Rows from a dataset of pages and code
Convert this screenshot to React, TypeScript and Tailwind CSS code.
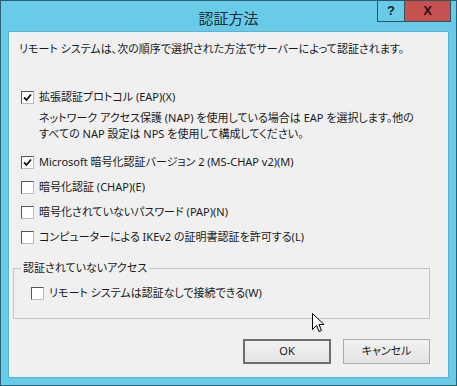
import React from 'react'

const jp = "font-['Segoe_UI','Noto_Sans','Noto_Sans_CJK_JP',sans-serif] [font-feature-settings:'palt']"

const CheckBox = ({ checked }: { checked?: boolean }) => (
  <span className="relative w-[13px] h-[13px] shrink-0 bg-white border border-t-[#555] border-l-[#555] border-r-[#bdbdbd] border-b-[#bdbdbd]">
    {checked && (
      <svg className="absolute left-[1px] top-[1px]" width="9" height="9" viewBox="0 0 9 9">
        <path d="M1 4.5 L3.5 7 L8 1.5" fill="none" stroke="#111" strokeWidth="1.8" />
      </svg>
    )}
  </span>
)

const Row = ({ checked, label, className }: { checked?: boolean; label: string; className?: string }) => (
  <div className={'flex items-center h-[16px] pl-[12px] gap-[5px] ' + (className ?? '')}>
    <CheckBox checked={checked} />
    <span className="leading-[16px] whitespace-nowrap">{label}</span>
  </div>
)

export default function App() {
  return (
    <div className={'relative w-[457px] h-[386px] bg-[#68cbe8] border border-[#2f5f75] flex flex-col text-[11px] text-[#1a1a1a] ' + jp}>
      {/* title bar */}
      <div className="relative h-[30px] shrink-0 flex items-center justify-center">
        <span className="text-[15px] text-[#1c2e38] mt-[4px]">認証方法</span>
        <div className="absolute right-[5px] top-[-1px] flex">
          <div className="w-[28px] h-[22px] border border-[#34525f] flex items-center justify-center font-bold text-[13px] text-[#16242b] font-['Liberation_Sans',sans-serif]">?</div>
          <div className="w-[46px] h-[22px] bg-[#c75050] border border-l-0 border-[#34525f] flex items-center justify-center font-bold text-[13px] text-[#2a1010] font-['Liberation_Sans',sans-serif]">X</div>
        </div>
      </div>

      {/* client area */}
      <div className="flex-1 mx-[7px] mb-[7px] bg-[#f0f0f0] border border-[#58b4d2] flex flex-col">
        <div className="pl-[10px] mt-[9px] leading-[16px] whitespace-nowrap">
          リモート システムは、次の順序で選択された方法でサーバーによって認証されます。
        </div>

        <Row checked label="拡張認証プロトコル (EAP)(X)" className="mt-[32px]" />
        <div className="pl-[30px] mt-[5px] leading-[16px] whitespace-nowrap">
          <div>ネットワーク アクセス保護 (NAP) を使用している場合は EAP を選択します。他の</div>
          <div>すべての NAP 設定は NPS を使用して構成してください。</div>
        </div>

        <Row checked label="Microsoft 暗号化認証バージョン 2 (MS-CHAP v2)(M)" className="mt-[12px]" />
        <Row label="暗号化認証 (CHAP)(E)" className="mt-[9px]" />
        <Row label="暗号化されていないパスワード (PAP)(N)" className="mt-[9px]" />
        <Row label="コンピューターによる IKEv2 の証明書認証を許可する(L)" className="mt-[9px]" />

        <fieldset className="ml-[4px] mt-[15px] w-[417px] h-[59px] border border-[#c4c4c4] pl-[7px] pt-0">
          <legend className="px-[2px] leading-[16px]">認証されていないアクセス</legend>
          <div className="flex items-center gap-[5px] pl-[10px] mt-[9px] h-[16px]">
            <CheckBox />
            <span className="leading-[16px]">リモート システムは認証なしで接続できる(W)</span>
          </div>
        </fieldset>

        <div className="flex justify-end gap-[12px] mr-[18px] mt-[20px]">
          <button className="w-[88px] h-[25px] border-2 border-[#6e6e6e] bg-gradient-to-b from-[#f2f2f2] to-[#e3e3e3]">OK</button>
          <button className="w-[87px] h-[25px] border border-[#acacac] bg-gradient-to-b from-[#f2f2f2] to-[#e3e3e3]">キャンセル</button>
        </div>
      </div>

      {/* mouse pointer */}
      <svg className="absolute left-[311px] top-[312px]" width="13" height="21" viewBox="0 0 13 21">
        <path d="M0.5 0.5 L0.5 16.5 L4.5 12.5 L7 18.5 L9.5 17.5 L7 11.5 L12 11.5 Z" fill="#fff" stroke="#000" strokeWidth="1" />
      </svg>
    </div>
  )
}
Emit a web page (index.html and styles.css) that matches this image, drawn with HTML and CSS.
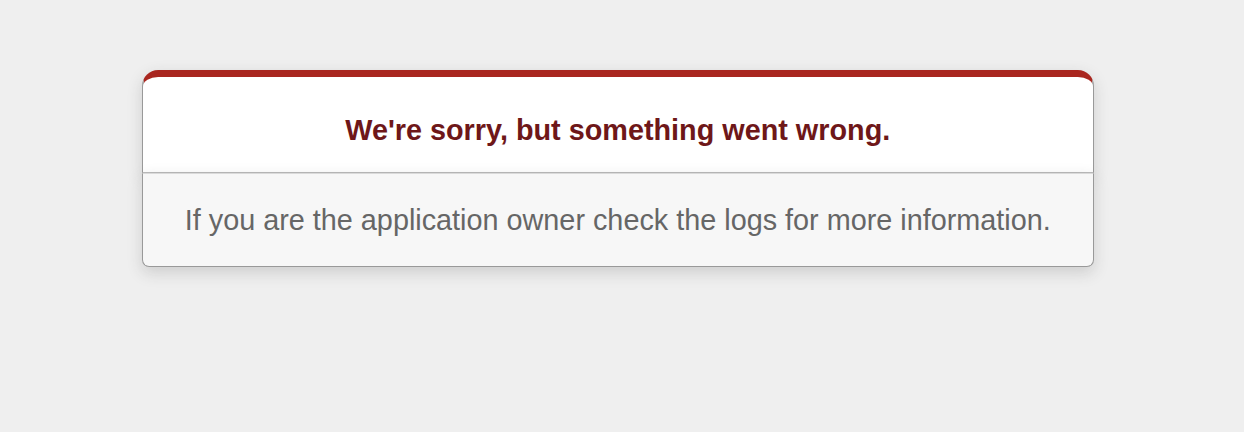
* * *
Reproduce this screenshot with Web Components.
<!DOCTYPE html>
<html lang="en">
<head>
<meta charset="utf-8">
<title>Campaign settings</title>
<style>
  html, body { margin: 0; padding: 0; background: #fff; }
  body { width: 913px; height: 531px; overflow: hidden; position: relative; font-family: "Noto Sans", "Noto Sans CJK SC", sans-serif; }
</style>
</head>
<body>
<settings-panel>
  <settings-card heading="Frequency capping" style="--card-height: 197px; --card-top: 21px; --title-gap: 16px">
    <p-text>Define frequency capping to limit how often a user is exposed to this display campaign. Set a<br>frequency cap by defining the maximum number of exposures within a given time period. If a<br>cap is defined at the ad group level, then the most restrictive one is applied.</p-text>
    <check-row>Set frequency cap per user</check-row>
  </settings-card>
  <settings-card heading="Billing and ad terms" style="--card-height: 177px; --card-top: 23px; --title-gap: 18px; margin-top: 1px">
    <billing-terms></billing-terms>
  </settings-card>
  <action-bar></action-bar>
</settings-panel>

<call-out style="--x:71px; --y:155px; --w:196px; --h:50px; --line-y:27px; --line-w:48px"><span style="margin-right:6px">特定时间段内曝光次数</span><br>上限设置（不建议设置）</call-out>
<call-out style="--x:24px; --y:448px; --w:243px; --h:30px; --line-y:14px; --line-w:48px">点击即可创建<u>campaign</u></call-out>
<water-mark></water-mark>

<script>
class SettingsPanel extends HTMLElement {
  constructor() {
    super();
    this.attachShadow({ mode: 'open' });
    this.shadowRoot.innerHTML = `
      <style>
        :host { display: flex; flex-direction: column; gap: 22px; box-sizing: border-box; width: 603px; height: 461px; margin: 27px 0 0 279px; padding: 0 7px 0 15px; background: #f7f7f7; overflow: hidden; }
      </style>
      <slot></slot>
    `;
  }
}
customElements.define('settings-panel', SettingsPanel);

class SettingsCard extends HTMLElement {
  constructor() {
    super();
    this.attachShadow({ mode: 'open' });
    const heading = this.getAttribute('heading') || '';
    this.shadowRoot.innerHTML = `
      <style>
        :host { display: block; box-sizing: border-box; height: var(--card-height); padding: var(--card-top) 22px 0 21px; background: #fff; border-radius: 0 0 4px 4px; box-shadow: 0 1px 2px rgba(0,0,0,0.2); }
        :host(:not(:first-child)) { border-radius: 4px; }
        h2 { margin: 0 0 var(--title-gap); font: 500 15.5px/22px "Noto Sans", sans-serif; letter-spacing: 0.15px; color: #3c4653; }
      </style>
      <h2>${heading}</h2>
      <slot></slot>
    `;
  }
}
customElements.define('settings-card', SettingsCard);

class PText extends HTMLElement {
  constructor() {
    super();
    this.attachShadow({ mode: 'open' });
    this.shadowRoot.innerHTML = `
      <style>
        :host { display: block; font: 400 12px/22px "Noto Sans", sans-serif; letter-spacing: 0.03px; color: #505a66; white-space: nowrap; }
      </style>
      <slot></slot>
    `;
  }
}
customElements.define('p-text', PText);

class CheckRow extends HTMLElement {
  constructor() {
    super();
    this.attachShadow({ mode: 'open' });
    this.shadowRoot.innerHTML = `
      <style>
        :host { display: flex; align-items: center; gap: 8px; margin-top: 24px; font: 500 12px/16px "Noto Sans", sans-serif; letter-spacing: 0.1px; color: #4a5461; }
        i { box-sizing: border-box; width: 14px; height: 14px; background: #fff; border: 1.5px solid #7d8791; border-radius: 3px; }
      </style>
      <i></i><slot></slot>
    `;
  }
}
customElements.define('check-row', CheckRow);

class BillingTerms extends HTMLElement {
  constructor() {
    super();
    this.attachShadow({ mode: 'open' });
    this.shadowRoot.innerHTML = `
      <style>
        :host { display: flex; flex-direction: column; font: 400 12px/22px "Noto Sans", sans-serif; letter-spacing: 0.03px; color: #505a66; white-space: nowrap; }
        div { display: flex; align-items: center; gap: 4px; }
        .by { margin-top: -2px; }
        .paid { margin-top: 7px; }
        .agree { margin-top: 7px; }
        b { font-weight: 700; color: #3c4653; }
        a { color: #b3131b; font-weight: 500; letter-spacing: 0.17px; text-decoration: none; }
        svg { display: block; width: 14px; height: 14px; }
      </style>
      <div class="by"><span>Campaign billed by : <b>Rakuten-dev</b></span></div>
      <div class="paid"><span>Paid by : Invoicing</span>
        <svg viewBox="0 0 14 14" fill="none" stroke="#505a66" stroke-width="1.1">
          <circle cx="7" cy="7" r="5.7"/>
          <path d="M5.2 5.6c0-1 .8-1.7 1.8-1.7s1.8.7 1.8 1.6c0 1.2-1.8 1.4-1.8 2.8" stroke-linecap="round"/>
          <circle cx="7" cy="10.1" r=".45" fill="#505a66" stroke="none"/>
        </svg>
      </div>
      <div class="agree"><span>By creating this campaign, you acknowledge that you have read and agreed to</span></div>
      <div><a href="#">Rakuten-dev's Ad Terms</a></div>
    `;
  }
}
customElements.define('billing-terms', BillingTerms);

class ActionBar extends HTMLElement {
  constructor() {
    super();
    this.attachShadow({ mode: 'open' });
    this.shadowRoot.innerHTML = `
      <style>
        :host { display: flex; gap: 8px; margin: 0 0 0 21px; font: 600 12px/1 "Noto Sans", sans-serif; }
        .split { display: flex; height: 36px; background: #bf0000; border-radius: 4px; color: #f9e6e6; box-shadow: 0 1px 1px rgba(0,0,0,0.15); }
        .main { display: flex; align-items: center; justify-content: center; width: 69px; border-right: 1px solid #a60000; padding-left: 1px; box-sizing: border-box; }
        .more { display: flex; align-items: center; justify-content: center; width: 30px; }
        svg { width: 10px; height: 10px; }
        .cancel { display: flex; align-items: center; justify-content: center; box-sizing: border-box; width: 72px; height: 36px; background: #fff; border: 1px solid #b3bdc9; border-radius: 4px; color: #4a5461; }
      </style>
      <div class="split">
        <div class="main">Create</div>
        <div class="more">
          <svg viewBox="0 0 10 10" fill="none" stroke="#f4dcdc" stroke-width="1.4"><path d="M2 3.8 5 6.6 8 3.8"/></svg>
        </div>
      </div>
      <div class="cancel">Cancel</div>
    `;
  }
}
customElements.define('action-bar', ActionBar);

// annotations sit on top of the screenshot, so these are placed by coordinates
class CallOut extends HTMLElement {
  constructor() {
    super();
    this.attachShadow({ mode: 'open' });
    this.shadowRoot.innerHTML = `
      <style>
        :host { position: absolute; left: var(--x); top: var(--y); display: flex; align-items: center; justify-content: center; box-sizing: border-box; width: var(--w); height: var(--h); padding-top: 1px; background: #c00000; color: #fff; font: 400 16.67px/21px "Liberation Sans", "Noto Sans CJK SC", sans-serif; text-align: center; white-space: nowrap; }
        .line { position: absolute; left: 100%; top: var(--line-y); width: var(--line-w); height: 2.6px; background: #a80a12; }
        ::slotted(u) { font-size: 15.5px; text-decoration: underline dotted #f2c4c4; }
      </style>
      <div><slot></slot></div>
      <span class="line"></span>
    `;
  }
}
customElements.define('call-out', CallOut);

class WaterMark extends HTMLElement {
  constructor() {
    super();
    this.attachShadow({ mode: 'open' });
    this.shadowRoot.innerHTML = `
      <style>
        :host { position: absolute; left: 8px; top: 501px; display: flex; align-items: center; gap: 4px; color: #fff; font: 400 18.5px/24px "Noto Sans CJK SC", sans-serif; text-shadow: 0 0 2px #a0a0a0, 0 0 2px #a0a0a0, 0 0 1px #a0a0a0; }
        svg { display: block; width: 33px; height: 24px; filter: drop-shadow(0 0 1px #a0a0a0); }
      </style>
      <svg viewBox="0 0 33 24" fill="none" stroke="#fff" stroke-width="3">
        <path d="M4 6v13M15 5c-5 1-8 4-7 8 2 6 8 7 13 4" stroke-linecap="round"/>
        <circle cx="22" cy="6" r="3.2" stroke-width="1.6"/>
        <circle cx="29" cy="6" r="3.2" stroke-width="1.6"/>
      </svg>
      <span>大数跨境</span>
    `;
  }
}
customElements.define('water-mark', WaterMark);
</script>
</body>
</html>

GOAL OF THE EXERCISE -
Pull every line containing the word "that" out of the material and copy it.

EXERCISE OUTPUT -
Emit a web page (index.html and styles.css) that matches this image, drawn with HTML and CSS.
      <div class="agree"><span>By creating this campaign, you acknowledge that you have read and agreed to</span></div>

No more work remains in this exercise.